Virginia’s new oyster trail complements lovers theme
At a Virginia function held in Toronto last week are (from left to right): Maurice Jones, Secretary of Commerce and Trade, Office of the Governor, Commonwealth of Virginia; Steve Gupta, CEO of the Gupta Group; Reetu Gupta, Vice President Sales and Marketing, Easton’s Group of Hotels; Governor of Virginia Terry McAuliffe.

Virginia’s new oyster trail complements lovers theme

TORONTO — Virginia is for lovers, so what better state for a new oyster trail? The mollusks are said to be aphrodisiacs after all.

The new trail will open in November, billed as oyster month in Virginia. Bars, restaurants and hotels are taking part and seven different kinds of Virginia oysters can be sampled. One of the state’s largest oyster festivals takes place in Urbbana, also in November.

“We’re creating an experience to go out with a waterman on a boat and watch the oysters being harvested, and shucked and they can eat it right on the boat,” explained Maurice Jones, Virginia’s Secretary of Commerce and Trade, at a travel trade event in Toronto last week that showcased Virginia wine and craft beers, cheeses, ham, and fresh oysters.

Jones, along with a contingent from Virginia that included Governor Terry McAuliffe, said Canada is the largest source of international visitors to Virginia. About 511,000 visitors from Canada came to Virginia last year – 54% from Ontario, 36% from Quebec – and spent $130 million in the local economy.

“I’m here to say thank you for visiting and keep coming,” said Jones adding that his state has beaches, music, history, food and wine.

The state has more than 260 wineries and cideries, 100 craft breweries and 20 craft distilleries.

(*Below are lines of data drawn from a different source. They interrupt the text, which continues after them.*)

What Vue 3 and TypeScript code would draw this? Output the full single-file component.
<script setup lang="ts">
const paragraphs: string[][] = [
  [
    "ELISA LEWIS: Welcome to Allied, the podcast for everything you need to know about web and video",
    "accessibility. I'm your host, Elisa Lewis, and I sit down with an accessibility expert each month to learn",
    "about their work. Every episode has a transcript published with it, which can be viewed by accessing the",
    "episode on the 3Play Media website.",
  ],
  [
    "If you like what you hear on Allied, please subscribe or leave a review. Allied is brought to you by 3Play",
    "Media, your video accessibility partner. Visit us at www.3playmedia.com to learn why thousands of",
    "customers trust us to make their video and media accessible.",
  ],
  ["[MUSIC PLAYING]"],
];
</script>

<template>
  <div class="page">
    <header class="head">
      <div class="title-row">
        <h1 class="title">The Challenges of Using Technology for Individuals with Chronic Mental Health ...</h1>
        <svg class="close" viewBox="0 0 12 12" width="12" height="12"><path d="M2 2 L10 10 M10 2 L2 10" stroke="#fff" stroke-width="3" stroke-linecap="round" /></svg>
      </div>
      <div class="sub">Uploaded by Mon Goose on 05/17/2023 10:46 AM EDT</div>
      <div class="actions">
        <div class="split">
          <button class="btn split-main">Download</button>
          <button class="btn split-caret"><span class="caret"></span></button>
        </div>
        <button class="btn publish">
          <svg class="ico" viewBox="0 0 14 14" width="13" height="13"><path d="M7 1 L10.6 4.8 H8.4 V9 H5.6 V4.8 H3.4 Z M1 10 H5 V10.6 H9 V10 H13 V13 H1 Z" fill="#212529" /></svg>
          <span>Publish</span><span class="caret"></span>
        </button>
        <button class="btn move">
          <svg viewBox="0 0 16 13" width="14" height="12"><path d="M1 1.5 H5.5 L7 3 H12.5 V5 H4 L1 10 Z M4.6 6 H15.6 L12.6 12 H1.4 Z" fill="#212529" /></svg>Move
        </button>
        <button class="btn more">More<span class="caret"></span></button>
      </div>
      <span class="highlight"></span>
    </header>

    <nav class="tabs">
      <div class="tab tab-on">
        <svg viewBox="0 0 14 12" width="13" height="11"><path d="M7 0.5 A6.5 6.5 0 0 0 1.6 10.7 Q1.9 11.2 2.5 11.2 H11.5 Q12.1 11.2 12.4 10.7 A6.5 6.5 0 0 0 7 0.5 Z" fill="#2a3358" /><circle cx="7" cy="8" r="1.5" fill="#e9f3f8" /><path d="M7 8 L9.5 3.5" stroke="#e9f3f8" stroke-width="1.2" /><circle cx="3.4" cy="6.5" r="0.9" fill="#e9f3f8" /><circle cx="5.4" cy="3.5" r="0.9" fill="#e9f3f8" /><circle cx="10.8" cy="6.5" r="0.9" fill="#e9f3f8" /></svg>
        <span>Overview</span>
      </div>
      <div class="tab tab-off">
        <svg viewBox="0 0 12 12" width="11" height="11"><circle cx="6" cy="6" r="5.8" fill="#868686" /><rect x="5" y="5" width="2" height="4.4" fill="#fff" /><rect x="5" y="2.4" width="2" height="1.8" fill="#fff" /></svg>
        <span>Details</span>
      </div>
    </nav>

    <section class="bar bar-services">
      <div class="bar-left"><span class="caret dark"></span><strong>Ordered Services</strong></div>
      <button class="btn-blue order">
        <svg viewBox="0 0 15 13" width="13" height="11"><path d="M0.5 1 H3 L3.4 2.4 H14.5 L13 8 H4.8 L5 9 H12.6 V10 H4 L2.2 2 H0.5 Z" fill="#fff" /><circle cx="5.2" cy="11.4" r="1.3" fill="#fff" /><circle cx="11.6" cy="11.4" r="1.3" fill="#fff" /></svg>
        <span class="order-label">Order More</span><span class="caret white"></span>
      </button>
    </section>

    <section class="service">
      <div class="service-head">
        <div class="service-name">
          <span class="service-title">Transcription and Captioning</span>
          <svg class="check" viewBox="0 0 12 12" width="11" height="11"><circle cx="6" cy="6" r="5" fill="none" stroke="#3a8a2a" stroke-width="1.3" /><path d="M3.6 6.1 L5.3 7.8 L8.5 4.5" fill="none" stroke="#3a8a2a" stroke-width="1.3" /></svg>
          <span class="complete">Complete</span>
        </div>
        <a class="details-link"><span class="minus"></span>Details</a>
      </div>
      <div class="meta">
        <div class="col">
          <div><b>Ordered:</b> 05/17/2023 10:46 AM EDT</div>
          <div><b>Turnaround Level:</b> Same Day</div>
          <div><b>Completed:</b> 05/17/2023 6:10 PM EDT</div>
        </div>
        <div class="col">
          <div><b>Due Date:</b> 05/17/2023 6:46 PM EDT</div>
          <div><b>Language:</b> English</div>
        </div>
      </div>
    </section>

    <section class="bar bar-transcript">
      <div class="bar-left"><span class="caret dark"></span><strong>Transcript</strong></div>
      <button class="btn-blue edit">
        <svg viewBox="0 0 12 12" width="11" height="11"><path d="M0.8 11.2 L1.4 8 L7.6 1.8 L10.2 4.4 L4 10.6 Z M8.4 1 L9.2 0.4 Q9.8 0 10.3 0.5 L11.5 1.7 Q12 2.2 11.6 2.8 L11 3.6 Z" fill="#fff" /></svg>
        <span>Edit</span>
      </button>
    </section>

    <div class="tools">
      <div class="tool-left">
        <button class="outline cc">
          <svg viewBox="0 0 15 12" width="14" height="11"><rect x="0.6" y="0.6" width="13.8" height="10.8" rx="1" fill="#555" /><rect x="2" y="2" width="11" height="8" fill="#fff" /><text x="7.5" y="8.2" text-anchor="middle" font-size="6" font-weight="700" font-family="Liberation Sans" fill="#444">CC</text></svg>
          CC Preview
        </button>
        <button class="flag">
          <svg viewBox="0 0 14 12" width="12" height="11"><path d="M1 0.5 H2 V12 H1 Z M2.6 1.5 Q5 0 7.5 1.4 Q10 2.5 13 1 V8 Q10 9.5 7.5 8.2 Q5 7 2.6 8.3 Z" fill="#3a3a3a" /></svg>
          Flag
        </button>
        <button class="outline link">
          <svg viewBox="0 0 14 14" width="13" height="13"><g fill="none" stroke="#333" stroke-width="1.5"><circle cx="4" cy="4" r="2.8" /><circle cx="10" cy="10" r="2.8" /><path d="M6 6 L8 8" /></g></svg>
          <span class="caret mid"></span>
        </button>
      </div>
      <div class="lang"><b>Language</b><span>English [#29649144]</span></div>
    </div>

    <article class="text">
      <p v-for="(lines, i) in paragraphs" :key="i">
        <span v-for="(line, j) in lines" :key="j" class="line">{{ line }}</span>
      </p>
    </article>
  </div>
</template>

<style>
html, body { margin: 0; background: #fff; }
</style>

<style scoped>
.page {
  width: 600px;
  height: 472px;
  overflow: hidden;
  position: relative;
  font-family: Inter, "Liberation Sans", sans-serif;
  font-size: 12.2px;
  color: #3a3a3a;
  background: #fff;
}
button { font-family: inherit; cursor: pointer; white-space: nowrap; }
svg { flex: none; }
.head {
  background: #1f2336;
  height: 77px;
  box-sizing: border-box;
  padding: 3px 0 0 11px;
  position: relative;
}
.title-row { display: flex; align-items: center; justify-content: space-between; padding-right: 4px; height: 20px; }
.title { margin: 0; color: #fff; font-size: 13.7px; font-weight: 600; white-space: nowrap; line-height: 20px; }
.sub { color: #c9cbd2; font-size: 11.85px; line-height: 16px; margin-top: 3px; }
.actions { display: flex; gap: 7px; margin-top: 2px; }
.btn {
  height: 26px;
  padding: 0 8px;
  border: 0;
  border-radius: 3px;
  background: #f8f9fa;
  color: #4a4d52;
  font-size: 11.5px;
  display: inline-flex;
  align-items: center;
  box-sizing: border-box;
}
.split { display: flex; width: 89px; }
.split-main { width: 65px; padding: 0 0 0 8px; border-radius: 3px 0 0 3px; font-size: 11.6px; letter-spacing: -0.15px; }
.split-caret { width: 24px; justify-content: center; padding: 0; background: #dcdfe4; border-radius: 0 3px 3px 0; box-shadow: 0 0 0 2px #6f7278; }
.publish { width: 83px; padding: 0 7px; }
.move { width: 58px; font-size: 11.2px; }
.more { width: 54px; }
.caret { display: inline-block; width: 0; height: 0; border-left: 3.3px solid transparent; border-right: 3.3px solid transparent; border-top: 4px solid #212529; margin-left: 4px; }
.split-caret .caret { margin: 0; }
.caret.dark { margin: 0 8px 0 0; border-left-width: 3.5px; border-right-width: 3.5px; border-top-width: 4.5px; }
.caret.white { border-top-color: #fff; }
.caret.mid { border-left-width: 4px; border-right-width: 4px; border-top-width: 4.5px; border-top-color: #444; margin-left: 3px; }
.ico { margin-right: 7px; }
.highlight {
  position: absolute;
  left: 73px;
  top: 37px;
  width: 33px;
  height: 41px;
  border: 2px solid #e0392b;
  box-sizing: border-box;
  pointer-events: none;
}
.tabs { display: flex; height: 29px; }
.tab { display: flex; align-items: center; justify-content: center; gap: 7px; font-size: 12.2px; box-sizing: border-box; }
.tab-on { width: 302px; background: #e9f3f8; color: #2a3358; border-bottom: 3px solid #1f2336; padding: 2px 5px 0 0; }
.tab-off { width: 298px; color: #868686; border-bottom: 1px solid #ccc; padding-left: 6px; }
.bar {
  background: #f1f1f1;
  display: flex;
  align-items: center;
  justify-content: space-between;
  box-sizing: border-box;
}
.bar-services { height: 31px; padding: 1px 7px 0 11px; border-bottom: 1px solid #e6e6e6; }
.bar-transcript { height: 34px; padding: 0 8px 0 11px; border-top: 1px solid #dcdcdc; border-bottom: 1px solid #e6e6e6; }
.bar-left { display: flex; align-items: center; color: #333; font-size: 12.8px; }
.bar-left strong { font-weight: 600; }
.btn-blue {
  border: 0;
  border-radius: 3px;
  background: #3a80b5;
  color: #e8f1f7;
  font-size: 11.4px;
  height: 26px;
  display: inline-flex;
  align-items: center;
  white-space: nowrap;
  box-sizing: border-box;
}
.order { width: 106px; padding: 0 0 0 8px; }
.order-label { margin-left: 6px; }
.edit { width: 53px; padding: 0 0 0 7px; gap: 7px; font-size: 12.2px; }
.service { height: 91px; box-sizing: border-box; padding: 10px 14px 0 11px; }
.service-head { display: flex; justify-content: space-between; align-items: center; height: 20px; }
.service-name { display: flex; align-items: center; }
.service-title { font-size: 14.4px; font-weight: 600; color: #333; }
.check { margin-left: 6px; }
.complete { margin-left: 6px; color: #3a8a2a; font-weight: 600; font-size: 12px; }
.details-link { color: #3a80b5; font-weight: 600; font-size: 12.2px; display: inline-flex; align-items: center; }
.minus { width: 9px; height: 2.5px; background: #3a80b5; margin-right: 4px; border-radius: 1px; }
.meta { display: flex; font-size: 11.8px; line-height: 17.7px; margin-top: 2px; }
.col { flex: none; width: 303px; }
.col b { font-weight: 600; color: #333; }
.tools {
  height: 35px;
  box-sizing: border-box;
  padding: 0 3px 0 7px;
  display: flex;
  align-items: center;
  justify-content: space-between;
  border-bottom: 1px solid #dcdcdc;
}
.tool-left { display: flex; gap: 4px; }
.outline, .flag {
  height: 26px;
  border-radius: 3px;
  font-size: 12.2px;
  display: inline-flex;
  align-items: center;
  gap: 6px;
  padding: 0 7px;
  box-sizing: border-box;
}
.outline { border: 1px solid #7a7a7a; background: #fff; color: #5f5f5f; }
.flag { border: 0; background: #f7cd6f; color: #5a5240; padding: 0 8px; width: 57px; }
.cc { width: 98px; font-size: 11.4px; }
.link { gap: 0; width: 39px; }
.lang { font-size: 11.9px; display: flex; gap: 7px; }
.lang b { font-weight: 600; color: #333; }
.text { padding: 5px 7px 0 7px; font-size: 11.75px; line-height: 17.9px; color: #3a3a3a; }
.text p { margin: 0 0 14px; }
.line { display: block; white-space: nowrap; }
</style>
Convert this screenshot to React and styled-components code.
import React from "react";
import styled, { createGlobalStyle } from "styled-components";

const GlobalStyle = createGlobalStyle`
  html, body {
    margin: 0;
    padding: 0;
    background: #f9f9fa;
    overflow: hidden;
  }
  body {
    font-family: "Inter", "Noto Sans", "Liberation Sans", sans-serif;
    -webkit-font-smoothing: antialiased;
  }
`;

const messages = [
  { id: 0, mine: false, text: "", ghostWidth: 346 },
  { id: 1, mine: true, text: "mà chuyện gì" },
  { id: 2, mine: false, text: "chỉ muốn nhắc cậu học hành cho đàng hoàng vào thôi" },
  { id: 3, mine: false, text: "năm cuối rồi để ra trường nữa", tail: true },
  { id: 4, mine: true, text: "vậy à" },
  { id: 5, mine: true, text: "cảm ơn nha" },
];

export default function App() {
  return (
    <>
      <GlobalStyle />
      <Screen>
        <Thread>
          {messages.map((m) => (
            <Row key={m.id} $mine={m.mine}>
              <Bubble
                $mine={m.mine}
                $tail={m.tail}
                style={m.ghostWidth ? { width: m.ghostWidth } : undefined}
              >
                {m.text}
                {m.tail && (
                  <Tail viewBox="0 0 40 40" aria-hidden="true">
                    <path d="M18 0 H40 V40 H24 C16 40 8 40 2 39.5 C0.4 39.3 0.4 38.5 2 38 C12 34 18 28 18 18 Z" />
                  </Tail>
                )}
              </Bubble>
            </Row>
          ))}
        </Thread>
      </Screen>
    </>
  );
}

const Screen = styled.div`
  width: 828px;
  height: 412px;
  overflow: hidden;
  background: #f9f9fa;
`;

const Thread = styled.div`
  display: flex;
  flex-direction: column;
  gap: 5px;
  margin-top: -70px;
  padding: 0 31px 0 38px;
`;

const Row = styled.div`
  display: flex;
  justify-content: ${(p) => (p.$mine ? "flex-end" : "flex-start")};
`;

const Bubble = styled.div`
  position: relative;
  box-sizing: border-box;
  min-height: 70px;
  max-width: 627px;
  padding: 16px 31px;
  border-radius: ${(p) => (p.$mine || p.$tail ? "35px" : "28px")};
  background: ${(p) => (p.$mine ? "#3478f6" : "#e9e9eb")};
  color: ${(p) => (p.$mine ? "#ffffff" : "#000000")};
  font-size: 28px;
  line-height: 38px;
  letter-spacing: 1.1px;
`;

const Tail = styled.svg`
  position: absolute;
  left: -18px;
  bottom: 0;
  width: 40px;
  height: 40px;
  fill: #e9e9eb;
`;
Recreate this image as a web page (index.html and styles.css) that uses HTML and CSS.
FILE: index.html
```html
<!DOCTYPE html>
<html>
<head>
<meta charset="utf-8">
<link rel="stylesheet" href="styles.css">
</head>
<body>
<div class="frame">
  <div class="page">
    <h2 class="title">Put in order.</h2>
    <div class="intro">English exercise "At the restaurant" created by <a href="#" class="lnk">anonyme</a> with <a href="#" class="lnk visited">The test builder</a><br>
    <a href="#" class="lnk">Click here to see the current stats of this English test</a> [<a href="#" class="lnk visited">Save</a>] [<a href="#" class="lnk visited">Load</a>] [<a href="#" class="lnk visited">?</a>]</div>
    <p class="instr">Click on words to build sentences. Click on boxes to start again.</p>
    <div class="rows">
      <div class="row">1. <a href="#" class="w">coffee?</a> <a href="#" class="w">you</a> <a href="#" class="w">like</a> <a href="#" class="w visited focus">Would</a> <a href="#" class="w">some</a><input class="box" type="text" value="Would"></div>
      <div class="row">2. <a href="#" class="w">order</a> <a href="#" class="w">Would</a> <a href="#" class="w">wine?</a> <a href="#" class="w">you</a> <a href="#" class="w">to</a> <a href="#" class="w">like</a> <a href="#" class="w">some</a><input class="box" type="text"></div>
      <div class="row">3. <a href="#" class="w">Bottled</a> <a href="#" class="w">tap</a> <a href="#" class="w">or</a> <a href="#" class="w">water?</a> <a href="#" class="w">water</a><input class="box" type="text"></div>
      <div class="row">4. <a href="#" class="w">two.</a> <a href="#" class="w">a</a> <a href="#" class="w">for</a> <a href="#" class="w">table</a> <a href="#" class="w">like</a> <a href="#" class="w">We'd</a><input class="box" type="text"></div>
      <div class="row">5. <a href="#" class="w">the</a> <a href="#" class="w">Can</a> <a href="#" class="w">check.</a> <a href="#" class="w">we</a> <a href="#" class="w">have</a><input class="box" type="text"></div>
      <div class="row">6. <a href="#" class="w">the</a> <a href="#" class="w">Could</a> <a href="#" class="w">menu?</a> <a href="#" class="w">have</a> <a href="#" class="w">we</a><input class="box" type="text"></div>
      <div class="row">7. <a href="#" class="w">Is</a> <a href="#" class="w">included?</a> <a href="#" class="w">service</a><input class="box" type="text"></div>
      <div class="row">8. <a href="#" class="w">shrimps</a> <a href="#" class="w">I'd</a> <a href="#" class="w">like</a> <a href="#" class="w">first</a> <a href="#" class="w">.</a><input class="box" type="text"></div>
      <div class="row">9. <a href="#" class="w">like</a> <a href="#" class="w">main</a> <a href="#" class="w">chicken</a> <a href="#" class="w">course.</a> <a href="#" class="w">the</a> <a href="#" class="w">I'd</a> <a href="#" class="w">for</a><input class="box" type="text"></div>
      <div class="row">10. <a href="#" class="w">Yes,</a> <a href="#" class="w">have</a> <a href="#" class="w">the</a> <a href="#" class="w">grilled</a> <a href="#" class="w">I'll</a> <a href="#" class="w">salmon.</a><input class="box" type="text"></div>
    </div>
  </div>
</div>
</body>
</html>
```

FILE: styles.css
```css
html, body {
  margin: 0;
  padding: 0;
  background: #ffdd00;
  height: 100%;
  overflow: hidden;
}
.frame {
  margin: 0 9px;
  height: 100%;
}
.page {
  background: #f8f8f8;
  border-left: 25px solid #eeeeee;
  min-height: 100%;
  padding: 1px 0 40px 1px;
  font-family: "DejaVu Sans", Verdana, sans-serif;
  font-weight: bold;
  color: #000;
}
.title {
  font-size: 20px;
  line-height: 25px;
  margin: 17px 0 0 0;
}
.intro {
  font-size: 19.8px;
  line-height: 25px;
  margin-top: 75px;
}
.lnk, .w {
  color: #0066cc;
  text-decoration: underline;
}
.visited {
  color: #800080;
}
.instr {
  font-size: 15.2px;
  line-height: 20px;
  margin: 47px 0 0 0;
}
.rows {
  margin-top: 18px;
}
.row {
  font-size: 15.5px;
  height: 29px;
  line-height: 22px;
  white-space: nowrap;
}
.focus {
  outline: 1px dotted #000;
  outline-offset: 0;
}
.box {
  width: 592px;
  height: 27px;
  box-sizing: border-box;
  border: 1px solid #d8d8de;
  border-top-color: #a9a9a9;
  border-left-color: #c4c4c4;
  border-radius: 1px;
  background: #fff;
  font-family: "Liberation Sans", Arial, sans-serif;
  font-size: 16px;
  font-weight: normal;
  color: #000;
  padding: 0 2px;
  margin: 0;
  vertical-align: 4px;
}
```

Virginia Beach is great for families, said Jones, and is still warm enough to swim in September.

Other new attractions include a 52-mile bike trail from the current capital Richmond to the colonial capital of Williamsburg.

In Bristol, visitors can see the Birthplace of Country Music Museum, which opened 18 months ago. “A lot of people don’t know that Virginia is actually the birthplace of country music, not Nashville,” said Jones. “Johnny Cash described some of the music sessions that happened here in 1927 as the big bang of country music.”

Jones added that Virginia is easily accessible from Canada. The state is a 12-hour drive from Toronto, and there are 24 daily flights from four Canadian airports that land in either Virginia or the Washington area. You can also take the train to Richmond.